The seminal event of this brave new virtual world was, of course, the introduction of packet switching technology. It was used at first in the U.S. Department of Defense’s ARPANET and is now widely employed in the super network known as the internet. Now the internet has over one billion websites, and sites are added at the rate of two or three every second. Now also, according to a press release (http://dtn.fm/d9thU) issued by the International Telecommunications Union, an agency of the United Nations (UN), around 3.2 billion people globally are using the internet. ‘Between 2000 and 2015, Internet penetration has increased almost seven-fold from 6.5 to 43 per cent of the global population’ and ‘the proportion of households with Internet access at home advanced from 18 per cent in 2005 to 46 per cent in 2015.’ It’s not just people, of course. Much of the internet is automated with computers ‘speaking’ to computers and other ‘smart’ devices in the internet of things (IoT).

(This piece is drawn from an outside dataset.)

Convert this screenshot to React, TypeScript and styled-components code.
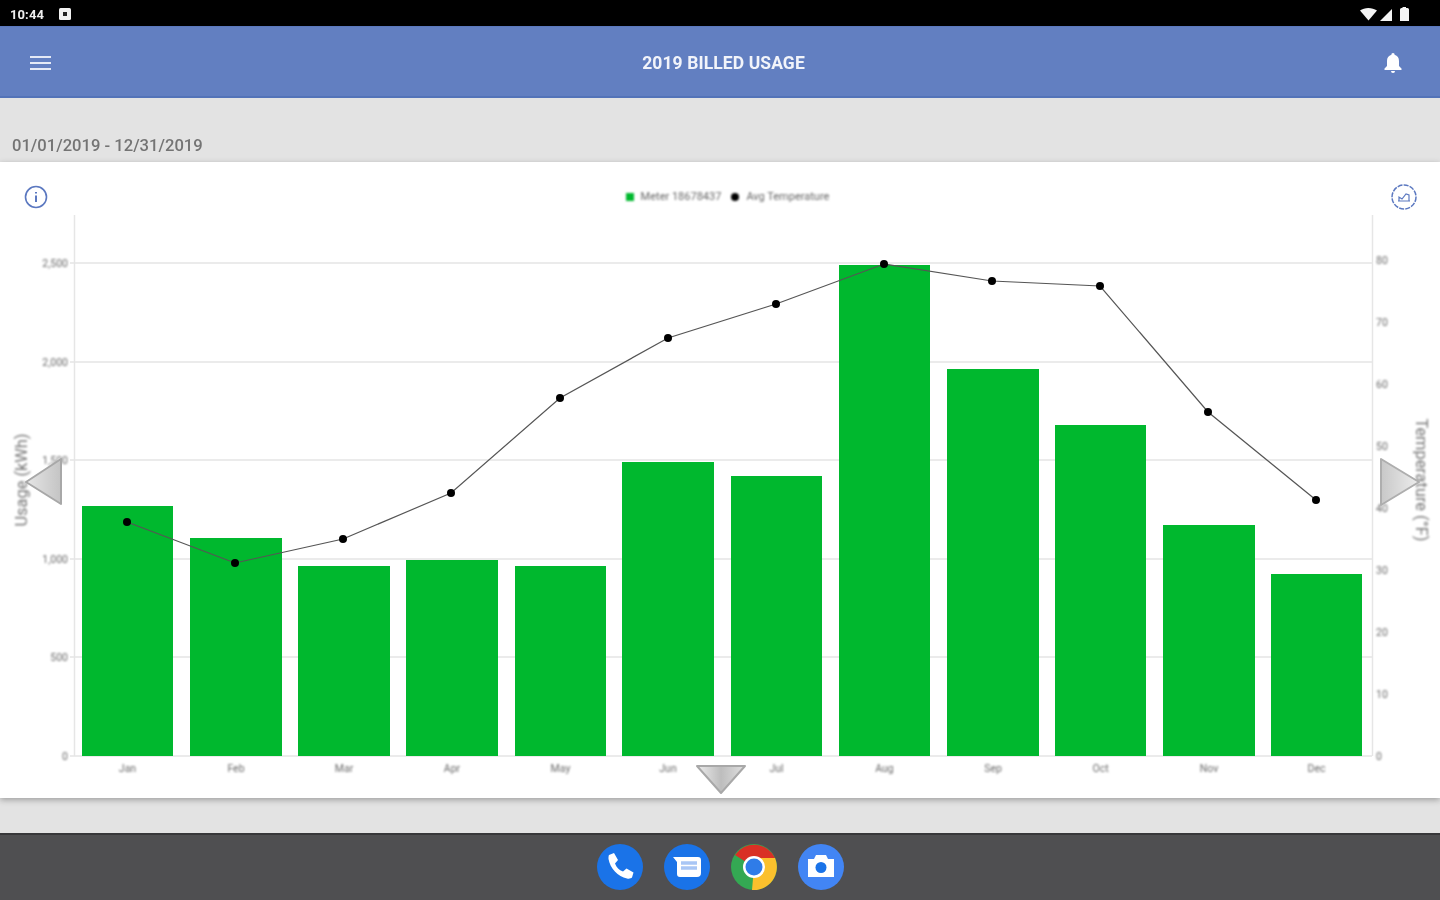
import React from "react";
import styled, { createGlobalStyle } from "styled-components";

const Global = createGlobalStyle`
  html, body { margin: 0; padding: 0; background: #fff; }
  body { font-family: Roboto, "Liberation Sans", sans-serif; overflow: hidden; }
`;

const Screen = styled.div`
  width: 1440px;
  height: 900px;
  display: flex;
  flex-direction: column;
  position: relative;
  overflow: hidden;
  filter: blur(0.6px);
  background: #e3e3e3;
`;

const StatusBar = styled.div`
  height: 26px;
  flex: none;
  box-sizing: border-box;
  background: #000;
  display: flex;
  align-items: center;
  padding: 2px 30px 0 10px;
  color: #eee;
`;
const Clock = styled.span`
  font-size: 13px;
  font-weight: 700;
  width: 49px;
  letter-spacing: 0.1px;
  filter: blur(0.5px);
`;
const StatusRight = styled.div`
  margin-left: auto;
  display: flex;
  align-items: center;
`;

const AppBar = styled.header`
  height: 72px;
  flex: none;
  box-sizing: border-box;
  background: #627fc1;
  border-top: 1px solid #5a78bd;
  border-bottom: 2px solid #5373b8;
  display: flex;
  align-items: center;
  padding: 2px 37px 0 30px;
  color: #fff;
`;
const Title = styled.h1`
  flex: 1;
  margin: 0;
  padding-left: 12px;
  text-align: center;
  font-size: 17.5px;
  font-weight: 700;
  color: #f2f4fa;
  letter-spacing: 0.1px;
  filter: blur(0.4px);
`;

const DateBand = styled.div`
  height: 64px;
  flex: none;
  box-sizing: border-box;
  background: #e3e3e3;
  display: flex;
  align-items: flex-end;
  padding: 0 0 7px 12px;
  font-size: 16.6px;
  font-weight: 500;
  color: #747474;
`;
const DateText = styled.span`
  filter: blur(0.5px);
`;

const Card = styled.main`
  height: 636px;
  flex: none;
  background: #fff;
  display: flex;
  flex-direction: column;
  position: relative;
  box-shadow: 0 2px 6px rgba(0, 0, 0, 0.3);
  z-index: 1;
`;
const CardTop = styled.div`
  height: 53px;
  flex: none;
  padding: 16px 22px 0 24px;
  display: flex;
  align-items: center;
  justify-content: space-between;
  box-sizing: border-box;
`;
const Legend = styled.div`
  display: flex;
  align-items: center;
  font-size: 11px;
  color: #666;
  margin-left: 17px;
  filter: blur(1px);
`;
const Swatch = styled.i<{ $round?: boolean; $color: string }>`
  width: 8px;
  height: 8px;
  display: block;
  margin-right: 7px;
  background: ${(p) => p.$color};
  border-radius: ${(p) => (p.$round ? "50%" : "0")};
`;
const LegendLabel = styled.span`
  margin-right: 10px;
`;
const ChartSvg = styled.svg`
  display: block;
  width: 1440px;
  height: 583px;
`;
const SoftLabels = styled.g`
  filter: blur(0.8px);
`;
const TickText = styled.text`
  font-family: Roboto, "Liberation Sans", sans-serif;
  font-size: 10.5px;
  fill: #6a6a6a;
`;
const AxisTitle = styled.text`
  font-family: Roboto, "Liberation Sans", sans-serif;
  font-size: 16.4px;
  fill: #777;
  text-anchor: middle;
`;

const Arrow = styled.svg<{ $left: number; $top: number }>`
  position: absolute;
  left: ${(p) => p.$left}px;
  top: ${(p) => p.$top}px;
  overflow: visible;
`;

const Gutter = styled.div`
  height: 35px;
  flex: none;
  background: #e3e3e3;
`;
const Dock = styled.nav`
  flex: 1;
  background: #4f4f51;
  border-top: 2px solid #38383a;
  display: flex;
  align-items: center;
  justify-content: center;
  gap: 21px;
  padding-bottom: 1px;
`;
const DockIcon = styled.svg`
  width: 46px;
  height: 46px;
  display: block;
`;

const months = ["Jan", "Feb", "Mar", "Apr", "May", "Jun", "Jul", "Aug", "Sep", "Oct", "Nov", "Dec"];
const bars = [
  [82, 173, 506], [190, 282, 538], [298, 390, 566], [406, 498, 560], [515, 606, 566], [622, 714, 462],
  [731, 822, 476], [839, 930, 265], [947, 1039, 369], [1055, 1146, 425], [1163, 1255, 525], [1271, 1362, 574],
];
const line = [
  [127, 522], [235, 563], [343, 539], [451, 493], [560, 398], [668, 338],
  [776, 304], [884, 264], [992, 281], [1100, 286], [1208, 412], [1316, 500],
];
const grid = [[263, "2,500"], [362, "2,000"], [460, "1,500"], [559, "1,000"], [657, "500"], [756, "0"]] as const;
const right = [[260, "80"], [322, "70"], [384, "60"], [446, "50"], [508, "40"], [570, "30"], [632, "20"], [694, "10"], [756, "0"]] as const;

export default function App() {
  return (
    <Screen>
      <Global />
      <StatusBar>
        <Clock>10:44</Clock>
        <svg width="12" height="12" viewBox="0 0 12 12">
          <rect width="12" height="12" rx="1.5" fill="#f2f2f2" />
          <rect x="4" y="4" width="4" height="4" fill="#222" />
        </svg>
        <StatusRight>
          <svg width="50" height="16" viewBox="0 0 50 16" fill="#f4f4f4">
            <path d="M0 4.5C4.5 1 12 1 17 4.5L8.5 14.5Z" />
            <path d="M32 3V15H20Z" />
            <path d="M40 3.5Q40 2 41.5 2H42.5V1H46V2H47.5Q49 2 49 3.5V15H40Z" />
          </svg>
        </StatusRight>
      </StatusBar>

      <AppBar>
        <svg width="22" height="18" viewBox="0 0 22 18" fill="#e4e9f6">
          <rect y="2" width="21" height="2" />
          <rect y="8" width="21" height="2" />
          <rect y="14" width="21" height="2" />
        </svg>
        <Title>2019 BILLED USAGE</Title>
        <svg width="20" height="22" viewBox="0 0 20 22" fill="#fff">
          <path d="M10 1a1.6 1.6 0 0 1 1.6 1.8C14.5 3.6 16 6 16 9v5l2.5 2.6V18h-17v-1.4L4 14V9c0-3 1.500-5.400 4.400-6.200A1.600 1.600 0 0 1 10 1Z" />
          <path d="M8 19h4a2 2 0 0 1-4 0Z" />
        </svg>
      </AppBar>

      <DateBand>
        <DateText>01/01/2019 - 12/31/2019</DateText>
      </DateBand>

      <Card>
        <CardTop>
          <svg width="24" height="24" viewBox="0 0 24 24" fill="none" stroke="#5b78c0" strokeWidth="1.6">
            <circle cx="12" cy="12" r="10.500" />
            <path d="M12 10.500V17M12 7V8.500" strokeWidth="2" />
          </svg>
          <Legend>
            <Swatch $color="#00b82e" />
            <LegendLabel>Meter 18678437</LegendLabel>
            <Swatch $round $color="#000" />
            <span>Avg Temperature</span>
          </Legend>
          <svg width="28" height="28" viewBox="0 0 28 28" fill="none" stroke="#5b78c0" strokeWidth="1.500">
            <circle cx="14" cy="14" r="12" strokeDasharray="5 1.200" />
            <path d="M8 18H20M9 18V14L12 16L16 11L19 12V18" strokeWidth="1.200" />
          </svg>
        </CardTop>
        <ChartSvg viewBox="0 215 1440 583">
          <path d="M74.500 215V756M1372.500 215V756" stroke="#e6e6e6" strokeWidth="1.500" fill="none" />
          {grid.map(([y]) => (
            <line key={y} x1="70" x2="1372" y1={y} y2={y} stroke="#e4e4e4" strokeWidth="1.500" />
          ))}
          {bars.map(([a, b, top], i) => (
            <rect key={months[i]} x={a} y={top} width={b - a} height={756 - top} fill="#00b82e" />
          ))}
          <SoftLabels>
            {grid.map(([y, label]) => (
              <TickText key={label} x="68" y={y + 3.5} textAnchor="end">{label}</TickText>
            ))}
            {right.map(([y, label]) => (
              <TickText key={label} x="1376" y={y + 3.5}>{label}</TickText>
            ))}
            {bars.map(([a, b], i) => (
              <TickText key={months[i]} x={(a + b) / 2} y="772" textAnchor="middle">{months[i]}</TickText>
            ))}
            <AxisTitle transform="translate(27 480) rotate(-90)">Usage (kWh)</AxisTitle>
            <AxisTitle transform="translate(1416 480) rotate(90)">Temperature (°F)</AxisTitle>
          </SoftLabels>
          <polyline points={line.map((p) => p.join(",")).join(" ")} fill="none" stroke="#555" strokeWidth="1.200" />
          {line.map(([x, y]) => (
            <circle key={x} cx={x} cy={y} r="4" fill="#000" />
          ))}
        </ChartSvg>

        <Arrow $left={24} $top={295} width="40" height="50" viewBox="0 0 40 50">
          <defs>
            <linearGradient id="ga" x1="0" x2="1" y1="0" y2="0">
              <stop offset="0" stopColor="#e6e6e6" />
              <stop offset="1" stopColor="#c4c4c4" />
            </linearGradient>
          </defs>
          <path d="M37 2V47L2 25Z" fill="url(#ga)" stroke="#a8a8a8" strokeWidth="2" strokeLinejoin="round" />
        </Arrow>
        <Arrow $left={1379} $top={295} width="42" height="50" viewBox="0 0 42 50">
          <defs>
            <linearGradient id="gb" x1="0" x2="1" y1="0" y2="0">
              <stop offset="0" stopColor="#c8c8c8" />
              <stop offset="1" stopColor="#ededed" />
            </linearGradient>
          </defs>
          <path d="M2 2V48L40 25Z" fill="url(#gb)" stroke="#aeaeae" strokeWidth="2" strokeLinejoin="round" />
        </Arrow>
        <Arrow $left={695} $top={602} width="52" height="30" viewBox="0 0 52 30">
          <defs>
            <linearGradient id="gc" x1="0" x2="1" y1="0" y2="0">
              <stop offset="0" stopColor="#ececec" />
              <stop offset="0.5" stopColor="#bdbdbd" />
              <stop offset="1" stopColor="#e0e0e0" />
            </linearGradient>
          </defs>
          <path d="M2 2H50L26 29Z" fill="url(#gc)" stroke="#a8a8a8" strokeWidth="2" strokeLinejoin="round" />
        </Arrow>
      </Card>

      <Gutter />

      <Dock>
        <DockIcon viewBox="0 0 46 46">
          <circle cx="23" cy="23" r="23" fill="#1a73e8" />
          <path d="M12 11l5-2 4 7-3 3.500c1.500 4 4 6.500 8 8l3.500-3 7 4-1.500 5c-1 1-3 1.500-5 1C21 33 13 24 11.500 15c0-2 0-3 .5-4Z" fill="#fff" />
        </DockIcon>
        <DockIcon viewBox="0 0 46 46">
          <circle cx="23" cy="23" r="23" fill="#1a73e8" />
          <path d="M9 13H34Q37 13 37 16V29Q37 33 33 33H16Q13 33 13 30V18Z" fill="#fff" />
          <path d="M17 19H33M17 24H33" stroke="#a9c6f5" strokeWidth="3.500" />
        </DockIcon>
        <DockIcon viewBox="0 0 46 46">
          <circle cx="23" cy="23" r="23" fill="#34a853" />
          <path d="M23 23L4 11A23 23 0 0 1 44 14H23Z" fill="#d93025" />
          <path d="M23 14H44A23 23 0 0 1 21 46L23 23Z" fill="#fbc02d" />
          <circle cx="23" cy="23" r="11" fill="#fff" />
          <circle cx="23" cy="23" r="8.500" fill="#2f7ce8" />
        </DockIcon>
        <DockIcon viewBox="0 0 46 46">
          <circle cx="23" cy="23" r="23" fill="#4285f4" />
          <path d="M10 15H16L18 11H28L30 15H36V33H10Z" fill="#fff" />
          <circle cx="23" cy="23.500" r="5.500" fill="#1a73e8" />
        </DockIcon>
      </Dock>
    </Screen>
  );
}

Many of the largest companies in the world are already grappling with ways to tackle this enormous amorphous mass of data, referred to as ‘big data’. Big data is big and growing. The term ‘googol’ may have connotations of gargantuan but the size of the Google index pales in comparison to the petabytes of data still waiting to be cataloged. One petabyte approaches 2^50 bytes. It has been reported in ‘How Much of the Internet is Hidden’ (http://dtn.fm/7PqmI) that ‘Eric Schmidt, Google’s former CEO, estimated that it (the internet) consists of roughly five million terabytes of data. That’s over five trillion megabytes. Google’s web search has indexed about 200 terabytes of this data. That’s a lot of data, but that comprises only 0.004 percent of the whole thing.’ The term big data is no exaggeration.
Since the volume of data available is so immense, it is very likely that organizations will require specialized third-parties, like Alternet Systems, to not only provide the analytics tools but also the strategies needed to take advantage of the internet’s hidden treasures. Size is not the only defining critical factor of big data, which is structured in a variety of formats from a diversity of sources: ecommerce transactions, financial transactions, social media interactions, web logs, etc.
The EIU report continues with the observation that ‘one of the important outcomes of hyper-connectivity for business is the creation of new fields of competition. Data are being developed within companies, from public sources, by third-party vendors that provide multiple linkages on products, pricing, branding and sales. From proactive pricing to tracking the branding of competitors’ products, hyper-connected data present a new basis for competition.’
With an International Data Corporation (IDC) forecast that the ‘big data technology and services market will grow at 26.4% compound annual growth rate to $41.5 billion through 2018’, Alternet Systems aims to be, in the coming months, one of those third-party vendors.